Dinas Penanaman Modal dan Pelayanan Terpadu Satu Pintu (DPMPTSP) Kabupaten Sleman menggelar Forum Konsultasi Publik (FKP) 2025 di The Alana Yogyakarta Hotel and Convention Center, Ngaglik, Selasa (4/11/2025). Harian Jogja - Andreas Yuda Pramono
SLEMAN—Dinas Penanaman Modal dan Pelayanan Terpadu Satu Pintu (DPMPTSP) Kabupaten Sleman bersama Dinas Pertanahan dan Tata Ruang (Dispertaru) Sleman, menggelar Forum Konsultasi Publik (FKP) 2025. Forum kali ini menyoroti kendala permohonan izin penerbitan dokumen Persetujuan Bangunan Gedung (PBG) dan Kesesuaian Kegiatan Pemanfaatan Ruang (KKPR).

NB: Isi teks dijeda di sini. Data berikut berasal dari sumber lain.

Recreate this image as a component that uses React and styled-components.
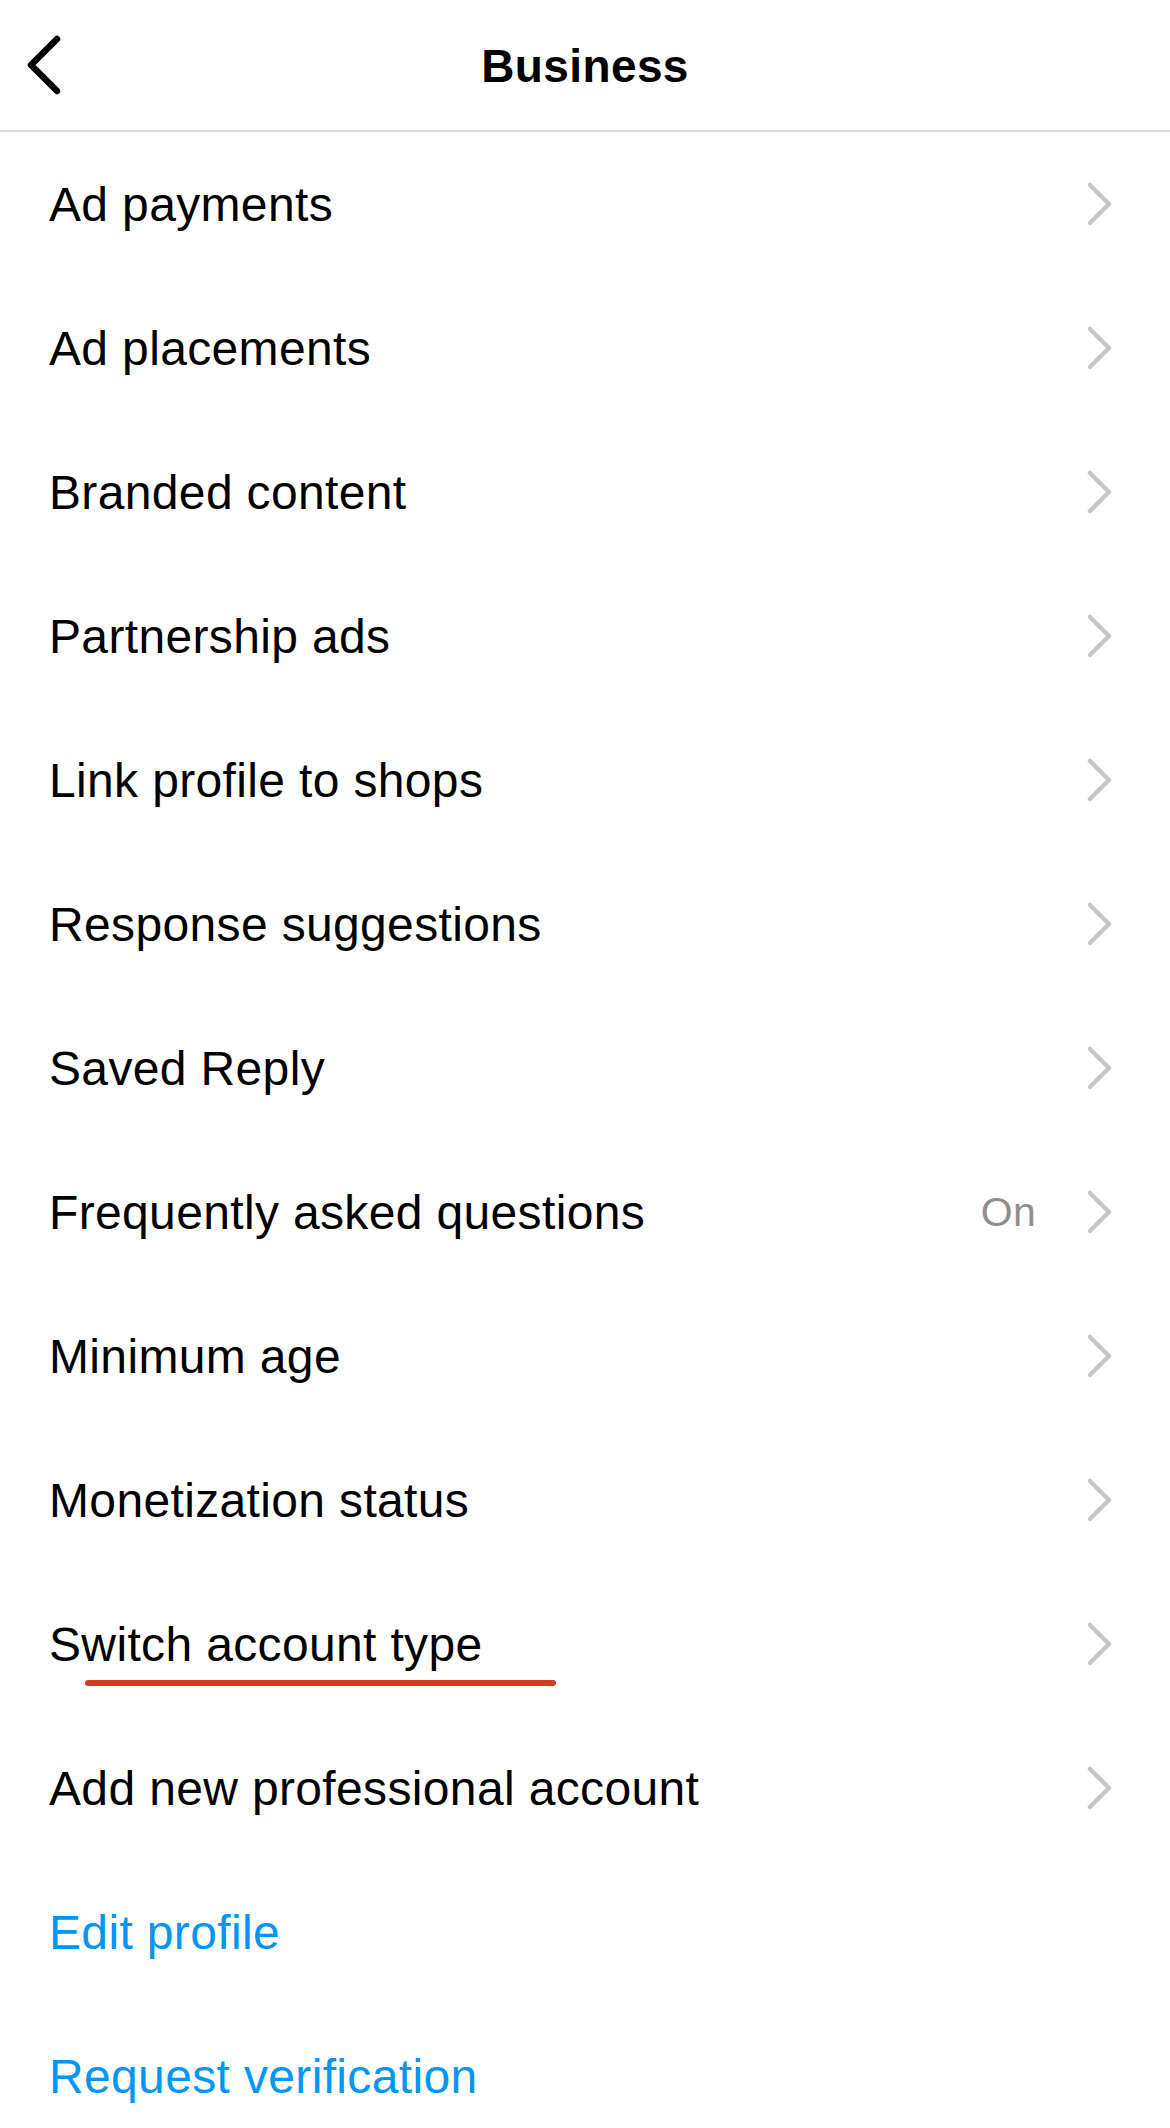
import React from 'react'
import styled, { createGlobalStyle } from 'styled-components'

const GlobalStyle = createGlobalStyle`
  * { box-sizing: border-box; }
  html, body { margin: 0; padding: 0; background: #fff; }
  body {
    font-family: "Liberation Sans", Arial, sans-serif;
    -webkit-font-smoothing: antialiased;
  }
`

const Screen = styled.div`
  width: 1170px;
  height: 2128px;
  overflow: hidden;
  background: #fff;
  color: #000;
`

const Header = styled.header`
  height: 132px;
  display: grid;
  grid-template-columns: 120px 1fr 120px;
  align-items: center;
  border-bottom: 2px solid #dbdbdb;
`

const BackButton = styled.button`
  border: 0;
  background: none;
  padding: 0 0 0 23px;
  height: 100%;
  display: flex;
  align-items: center;
  cursor: pointer;
`

const Title = styled.h1`
  margin: 0;
  padding-top: 2px;
  text-align: center;
  font-size: 46px;
  font-weight: 700;
  letter-spacing: 0.4px;
`

const List = styled.ul`
  list-style: none;
  margin: 0;
  padding: 0;
`

const Row = styled.li`
  position: relative;
  height: 144px;
  display: flex;
  align-items: center;
  padding: 0 56px 0 49px;
`

const Label = styled.span`
  flex: 1;
  font-size: 48px;
  letter-spacing: 0.35px;
  color: ${(p) => (p.$link ? '#0095f6' : '#000')};
`

const Value = styled.span`
  font-size: 41px;
  letter-spacing: 0.3px;
  color: #8e8e8e;
  margin-right: 50px;
`

const Underline = styled.span`
  position: absolute;
  left: 85px;
  top: 108px;
  width: 471px;
  height: 6px;
  border-radius: 3px;
  background: #d33b21;
`

const BackIcon = () => (
  <svg width="40" height="60" viewBox="0 0 40 60" fill="none">
    <path
      d="M34 4 L8 30 L34 56"
      stroke="#000"
      strokeWidth="6.5"
      strokeLinecap="round"
      strokeLinejoin="round"
    />
  </svg>
)

const Chevron = () => (
  <svg width="28" height="46" viewBox="0 0 28 46" fill="none">
    <path
      d="M4 4 L23 23 L4 42"
      stroke="#c7c7c7"
      strokeWidth="4.5"
      strokeLinecap="round"
      strokeLinejoin="round"
    />
  </svg>
)

const items = [
  { label: 'Ad payments' },
  { label: 'Ad placements' },
  { label: 'Branded content' },
  { label: 'Partnership ads' },
  { label: 'Link profile to shops' },
  { label: 'Response suggestions' },
  { label: 'Saved Reply' },
  { label: 'Frequently asked questions', value: 'On' },
  { label: 'Minimum age' },
  { label: 'Monetization status' },
  { label: 'Switch account type', marked: true },
  { label: 'Add new professional account' },
  { label: 'Edit profile', link: true },
  { label: 'Request verification', link: true },
]

export default function App() {
  return (
    <>
      <GlobalStyle />
      <Screen>
        <Header>
          <BackButton aria-label="Back">
            <BackIcon />
          </BackButton>
          <Title>Business</Title>
          <span />
        </Header>
        <List>
          {items.map((item) => (
            <Row key={item.label}>
              <Label $link={item.link}>{item.label}</Label>
              {item.value && <Value>{item.value}</Value>}
              {!item.link && <Chevron />}
              {item.marked && <Underline />}
            </Row>
          ))}
        </List>
      </Screen>
    </>
  )
}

Plt. Kepala Dispertaru Sleman, Rin Adrijanti, mengatakan penataan ruang yang termuat dalam Peraturan Daerah (Perda) Rencana Detail Tata Ruang (RDTR) sudah jelas dan bisa menjadi rujukan perizinan pemanfaatan ruang.

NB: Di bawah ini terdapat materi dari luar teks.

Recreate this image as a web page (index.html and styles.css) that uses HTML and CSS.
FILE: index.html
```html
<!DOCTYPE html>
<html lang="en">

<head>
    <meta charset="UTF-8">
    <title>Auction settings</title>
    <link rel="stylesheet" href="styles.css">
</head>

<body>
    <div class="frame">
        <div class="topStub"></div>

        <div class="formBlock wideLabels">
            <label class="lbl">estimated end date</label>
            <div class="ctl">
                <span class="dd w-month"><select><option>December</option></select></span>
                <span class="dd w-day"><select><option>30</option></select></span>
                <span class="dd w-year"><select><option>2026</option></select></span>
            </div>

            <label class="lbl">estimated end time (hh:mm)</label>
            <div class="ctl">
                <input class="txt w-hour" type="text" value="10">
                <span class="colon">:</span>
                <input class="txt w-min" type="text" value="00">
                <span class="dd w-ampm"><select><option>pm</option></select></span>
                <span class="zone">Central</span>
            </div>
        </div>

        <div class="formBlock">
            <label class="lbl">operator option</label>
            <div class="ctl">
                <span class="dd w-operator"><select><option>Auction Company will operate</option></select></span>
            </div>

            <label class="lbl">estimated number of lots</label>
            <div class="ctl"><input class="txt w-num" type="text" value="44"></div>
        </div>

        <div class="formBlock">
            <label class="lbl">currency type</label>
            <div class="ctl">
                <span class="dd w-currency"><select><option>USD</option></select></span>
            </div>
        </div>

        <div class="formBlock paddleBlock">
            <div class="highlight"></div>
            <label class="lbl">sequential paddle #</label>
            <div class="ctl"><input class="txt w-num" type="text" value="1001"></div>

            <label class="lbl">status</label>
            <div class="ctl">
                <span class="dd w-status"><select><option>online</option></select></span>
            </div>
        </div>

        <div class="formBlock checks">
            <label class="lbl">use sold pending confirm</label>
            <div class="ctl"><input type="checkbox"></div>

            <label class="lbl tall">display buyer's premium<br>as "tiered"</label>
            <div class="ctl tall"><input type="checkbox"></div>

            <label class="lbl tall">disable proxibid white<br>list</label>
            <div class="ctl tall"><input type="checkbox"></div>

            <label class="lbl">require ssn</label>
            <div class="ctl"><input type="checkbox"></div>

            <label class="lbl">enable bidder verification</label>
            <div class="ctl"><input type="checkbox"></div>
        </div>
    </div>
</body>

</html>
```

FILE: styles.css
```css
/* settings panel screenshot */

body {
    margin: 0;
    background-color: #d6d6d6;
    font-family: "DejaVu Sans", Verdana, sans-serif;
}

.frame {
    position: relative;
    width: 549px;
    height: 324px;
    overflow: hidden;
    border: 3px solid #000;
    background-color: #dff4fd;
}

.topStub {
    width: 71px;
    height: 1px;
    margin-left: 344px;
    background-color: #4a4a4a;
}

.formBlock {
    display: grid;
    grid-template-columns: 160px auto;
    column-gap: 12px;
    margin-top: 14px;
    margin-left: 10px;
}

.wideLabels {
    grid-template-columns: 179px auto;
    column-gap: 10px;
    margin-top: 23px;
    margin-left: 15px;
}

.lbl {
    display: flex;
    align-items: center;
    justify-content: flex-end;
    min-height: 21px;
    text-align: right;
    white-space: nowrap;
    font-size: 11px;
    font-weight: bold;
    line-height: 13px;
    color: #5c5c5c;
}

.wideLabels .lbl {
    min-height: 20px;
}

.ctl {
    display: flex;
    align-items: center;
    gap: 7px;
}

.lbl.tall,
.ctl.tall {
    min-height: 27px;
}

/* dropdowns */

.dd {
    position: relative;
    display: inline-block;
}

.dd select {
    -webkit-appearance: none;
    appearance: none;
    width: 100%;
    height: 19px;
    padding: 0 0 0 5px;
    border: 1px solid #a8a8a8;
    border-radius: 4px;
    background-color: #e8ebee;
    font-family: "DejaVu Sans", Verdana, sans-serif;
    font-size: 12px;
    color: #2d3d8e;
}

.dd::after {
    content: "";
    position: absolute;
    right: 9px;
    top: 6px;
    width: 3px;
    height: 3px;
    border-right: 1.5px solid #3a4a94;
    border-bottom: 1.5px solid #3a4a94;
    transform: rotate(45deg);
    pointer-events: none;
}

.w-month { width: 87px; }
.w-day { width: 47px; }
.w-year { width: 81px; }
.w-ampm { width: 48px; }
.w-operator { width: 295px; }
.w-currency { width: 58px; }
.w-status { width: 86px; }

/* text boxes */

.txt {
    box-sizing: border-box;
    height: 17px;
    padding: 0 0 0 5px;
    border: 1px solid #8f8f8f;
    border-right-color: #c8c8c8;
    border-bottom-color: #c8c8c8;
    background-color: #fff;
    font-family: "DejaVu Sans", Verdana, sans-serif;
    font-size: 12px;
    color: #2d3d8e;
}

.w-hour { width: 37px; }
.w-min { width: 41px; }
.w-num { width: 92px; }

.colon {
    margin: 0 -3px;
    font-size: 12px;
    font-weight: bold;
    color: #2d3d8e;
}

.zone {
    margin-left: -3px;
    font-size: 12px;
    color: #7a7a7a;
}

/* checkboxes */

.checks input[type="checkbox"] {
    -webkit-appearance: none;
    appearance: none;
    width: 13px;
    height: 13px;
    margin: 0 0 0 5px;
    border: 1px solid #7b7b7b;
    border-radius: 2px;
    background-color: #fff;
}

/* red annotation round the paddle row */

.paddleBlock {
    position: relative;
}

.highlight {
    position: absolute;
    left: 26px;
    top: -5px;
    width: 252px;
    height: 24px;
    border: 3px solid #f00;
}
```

“Tapi ternyata, ketika ada perizinan masuk ke online single submission [OSS], sistem ini belum bisa mewakili semua isi RDTR Kabupaten Sleman,” kata Rin ditemui di The Alana Yogyakarta Hotel and Convention Center, Ngaglik, Selasa (4/11/2025).
Rin memberi contoh kasus di sektor pertanian. Dalam Perda RDTR, ada pembagian atau pengklasifikasian lahan sawah menjadi Lahan Pertanian Pangan Berkelanjutan (LP2B) dan non-LP2B. Di OSS ternyata tidak membuat pemisahan seperti itu.
Padahal klasifikasi lahan seperti itu memiliki pasal-pasal yang mengatur masing-masing lahan. Masyarakat menjadi bingung.
“Dengan pengalaman penyusunan RDTR dan sistem [OSS] yang ada, kami harus memperhatikan itu agar sinkron antara kebijakan Daerah dengan Pusat, sehingga tidak membingungkan masyarakat,” katanya.
Ia memberi contoh lain bagaimana keberadaan zona peruntukan permukiman di RDTR, tapi ternyata lahan tersebut merupakan Lahan Sawah Dilindungi (LSD). Apabila akan melakukan alih fungsi, perizinannya harus diurus hingga Pusat.
“Kami akan menyesuaikan. Khusus lahan pertanian akan kami buat konsisten, Lahan Baku Sawah dan LP2B berada dalam zona yang sama. Tahun ini kami juga sedang merencanakan untuk pembuatan RDTR Sleman Utara.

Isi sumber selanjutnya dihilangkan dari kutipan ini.